Understanding Fees and Exchange Rates: Why the “Cheapest Fee” Is Often Not the Cheapest Transfer
This is the single most important financial concept for diaspora Kenyans sending construction funds. Many people compare transfer apps solely on the displayed transfer fee — a flat charge shown at the top of the screen. But the real cost of a transfer has two components: the displayed fee and the exchange rate margin hidden inside the conversion rate.
Here is a concrete example. Suppose you want to send $10,000 USD to Kenya. The real mid-market USD/KES rate on a given day is 129.50. Platform A charges a $5 flat fee and offers you a rate of 126.00. Platform B charges a $45 flat fee and offers you the real rate of 129.50. Platform A feels cheaper. But the math tells a different story:
Platform A: ($10,000 – $5 fee) × 126.00 = KES 1,259,370
Platform B: ($10,000 – $45 fee) × 129.50 = KES 1,284,678
Platform B, with its $45 fee, delivers KES 25,308 more — roughly $196 more — to your contractor. Across a full construction project making 10 such transfers, that difference is nearly $2,000: enough to pay for your electrical installation, your plumbing rough-in, or a significant portion of your tiling. The average total cost of transfers to Kenya through banks — including hidden exchange rate markups — was 11.2% during recent comparison periods, while the cheapest online providers averaged just 0.5%. Always compare total cost — displayed fee plus exchange rate spread — not just the headline fee.
This understanding of cost transparency is also relevant to construction material purchasing. Just as hidden fees erode your transfer value, materials marked up by middlemen erode your construction budget. Understanding the real cost of steel bar prices in Kenya by region, concrete block prices, and iron sheet prices from Kenya’s top companies gives you the benchmarks your contractor’s invoices should be measured against.
Legal and Regulatory Context for International Construction Transfers to Kenya
Sending money to Kenya for construction is legal, common, and generally uncomplicated — but there are regulatory considerations every diaspora Kenyan should understand to avoid friction with their bank, the transfer platform, or Kenya’s revenue and financial authorities.
Central Bank of Kenya (CBK) and Inbound Transfers
The Central Bank of Kenya (CBK) regulates all inbound international transfers. Transfers arriving in Kenya through regulated platforms like Wise, WorldRemit, or Remitly are compliant by default — these platforms fulfill their own regulatory obligations, including anti-money laundering (AML) checks and source-of-funds verification. What you may encounter is your receiving bank in Kenya requesting documentation for large individual transfers — this is the bank’s own compliance process, not necessarily a CBK investigation. Having your transfer confirmations and a brief explanation of construction purpose (with reference to your building permit number) ready makes this straightforward to resolve. Detailed understanding of Kenya’s construction regulatory environment starts with the NCA regulations in Kenya resource.

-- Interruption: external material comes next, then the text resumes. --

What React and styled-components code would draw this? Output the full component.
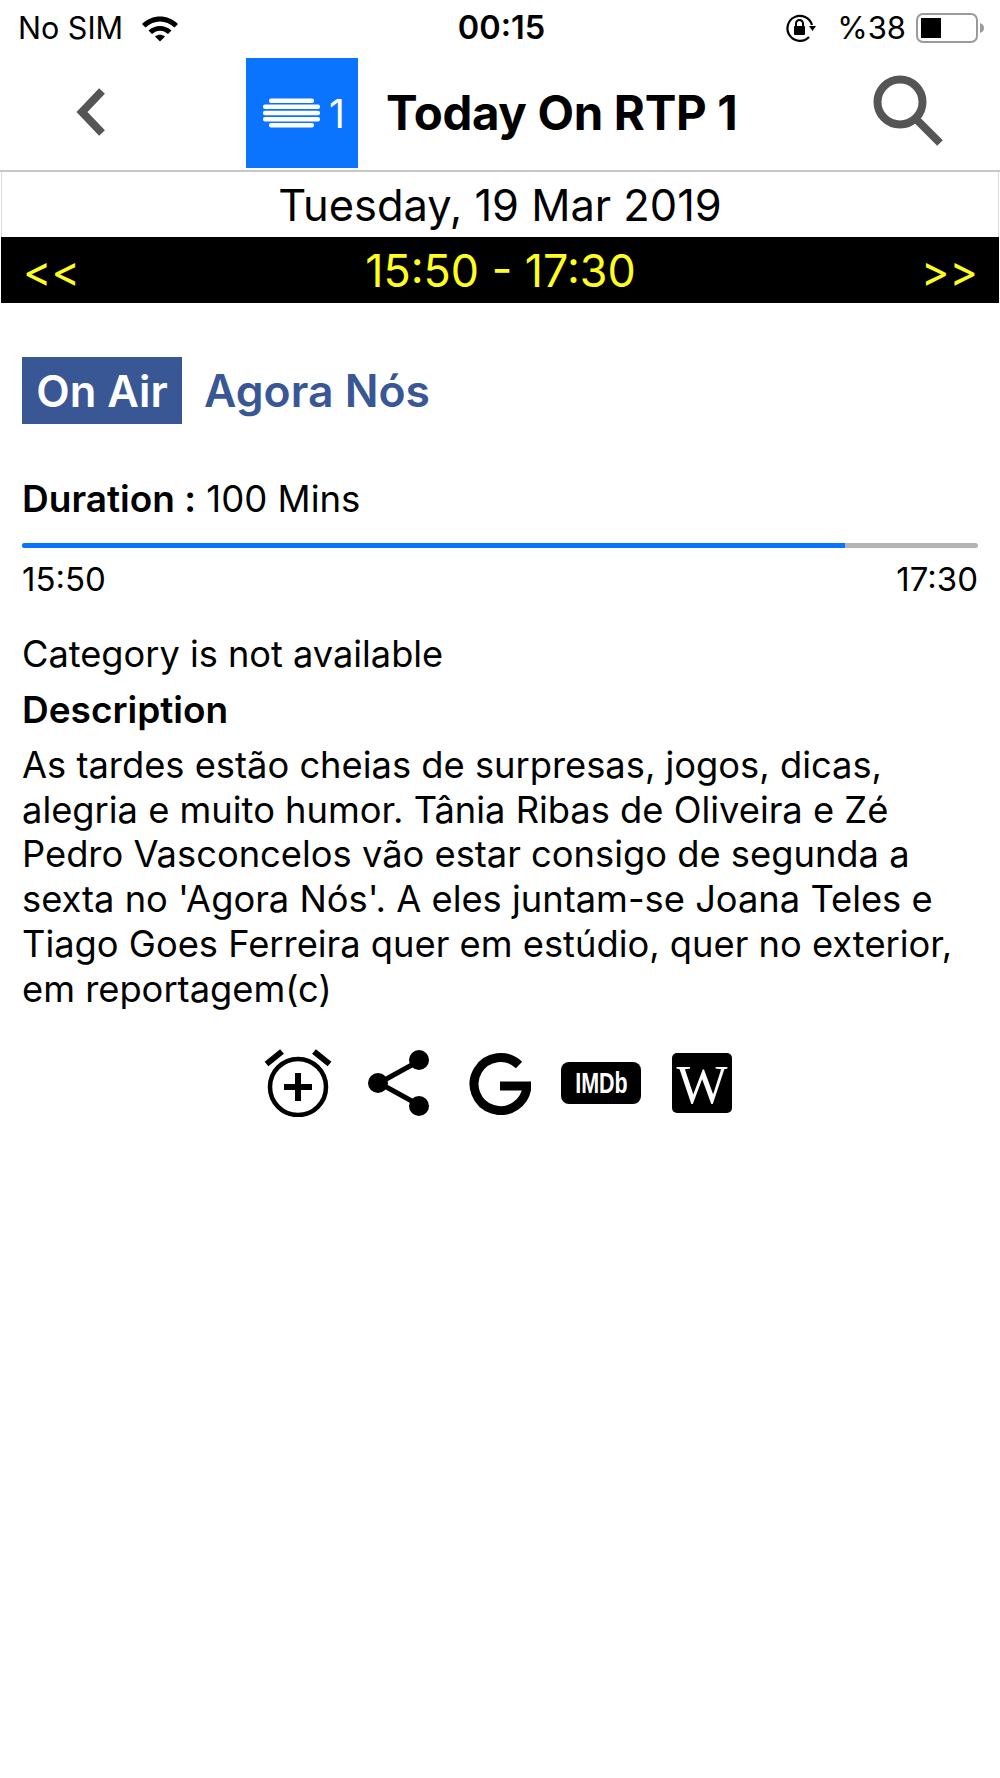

Kenya Revenue Authority (KRA) Considerations
Personal remittances for building your own home are generally not subject to income tax in Kenya. However, if you are building rental units or commercial property as an investment — as many diaspora Kenyans are — the KRA may classify the construction activity as a business and the inbound transfers as business income requiring registration. This is a grey area that warrants specific advice from a Kenyan tax professional. The general principle is: keep clear documentation of all fund sources and construction expenditures from day one, regardless of how you expect the tax treatment to apply. Documentation that would have taken 30 minutes to create at the time of transfer can take months to reconstruct retrospectively if KRA queries arise. For the full compliance picture on construction permits and legal requirements, the guide to applying for Kenyan building permits from abroad is essential.
Anti-Money Laundering (AML) Compliance
Transfer platforms comply with anti-money laundering regulations in both the sending country and Kenya. Large transfers — typically above $10,000 USD in the US, or equivalent thresholds in other countries — may trigger mandatory suspicious activity reporting (SAR) by the platform. This is entirely standard and does not imply wrongdoing. What it does mean is that you may be asked to provide documentation: your building permit number, a letter from your architect or contractor, and evidence that the recipient is a legitimate construction company. Having these documents readily accessible in digital format makes any compliance query resolve quickly rather than delaying your construction payment for weeks.
Need a Reliable Construction Team on the Ground in Kenya?
Structrum Limited manages construction projects for diaspora Kenyans — from permit acquisition and contractor sourcing to materials verification and site supervision. We ensure your international funds build exactly what you specified.
Get a Free Quote Contact UsSpecial Scenarios: Matching the Right App to Your Construction Situation
Different diaspora construction situations call for different transfer strategies. Here are the most common scenarios and the recommended approach for each.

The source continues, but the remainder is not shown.